St Bernard wrote, “I love because I love; I love that I may love.” Interestingly, some of the events associated with World Youth Day attracted more attention than others. Few journalists appear to have shown much interest in the Pope’s visit to Aparecida and his address to the assembled bishops of Latin America (CELAM). If anybody wanted to see the manifesto for the current papacy, there it is, beautifully expressed, with stunning clarity and, in a word, declaring that the Church has travelled thus far and it is now time to keep on going.

Reams of commentary have accompanied Pope Francis since the moment when he stepped out onto the balcony of St Peter’s and asked the vast crowd to pray for him. It seems that, on many occasions, many analysts have overlooked the fact that he is a human being with one head, two arms and two legs (and one lung!). However great the expectations, he cannot work miracles.
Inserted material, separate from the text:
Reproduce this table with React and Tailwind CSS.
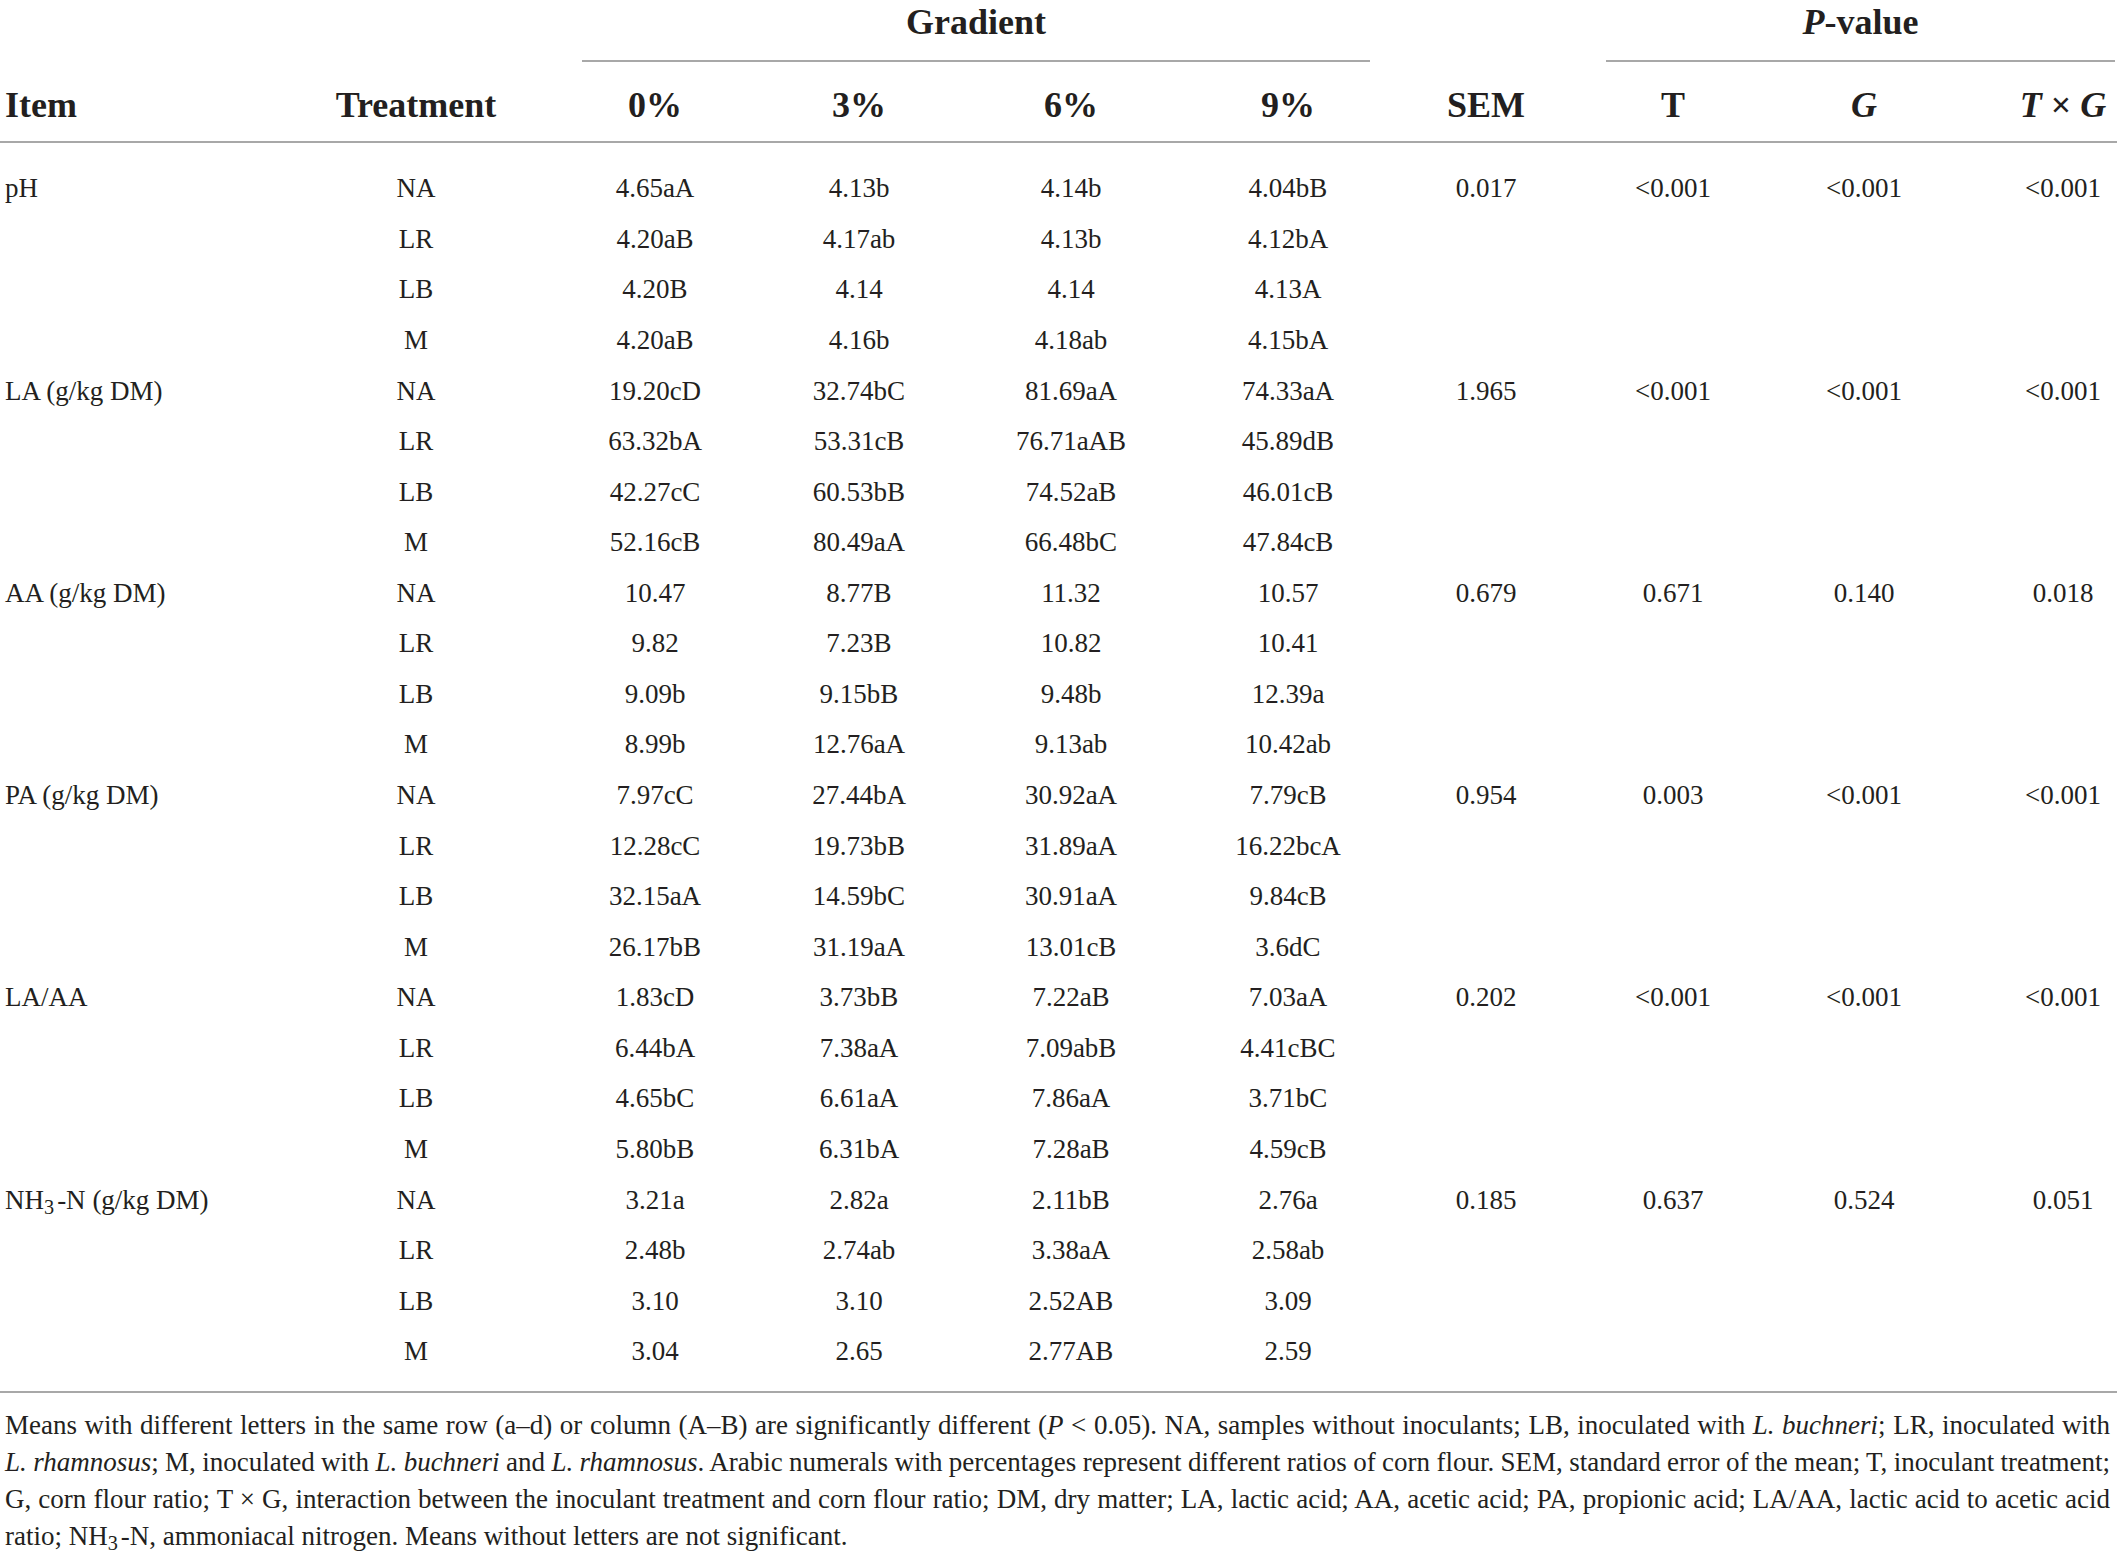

Just like any of us, he can only do his level best to respond to an extraordinarily complex responsibility which he had not sought.

Many who have wondered whether or not Pope Francis has some nefarious plans in store have only to look at his actions in Buenos Aires to realise that his consistency also shows authenticity. If he is showing an impressive simplicity, humility and warmth now, it is only because of many years of preparation, blood, sweat and tears. Compassion does not appear from nowhere. A charlatan does not inspire love.

It is interesting to see that, when Francis was first elected, the Jesuits were excited, but also withheld judgement. “He’s received the training. Now let us see him put it into practice”, one American Jesuit wryly remarked. Several weeks later, on the Feast of St Ignatius, Francis became the first Pope in history to share the occasion with the Jesuits at the church of the Gesù in Rome. Afterwards, the Jesuit Superior General, Fr Adolfo Nicolás, wrote, “The truth is that everything was so simple and natural that it is hard to say anything... Our experience was similar to that of many who have already met Pope Francis. We can say, in sync with the youth of Río de Janeiro “we have seen and heard our brother Francis, and we feel closer to our Lord Jesus and to his successor Peter.”

Perhaps that is the secret to all that has been achieved thus far in Francis’ papacy: a fresh way of expressing familiar truths and values, good communication and good leadership – and authenticity. People feel that they already know him. “What you see is what you get.”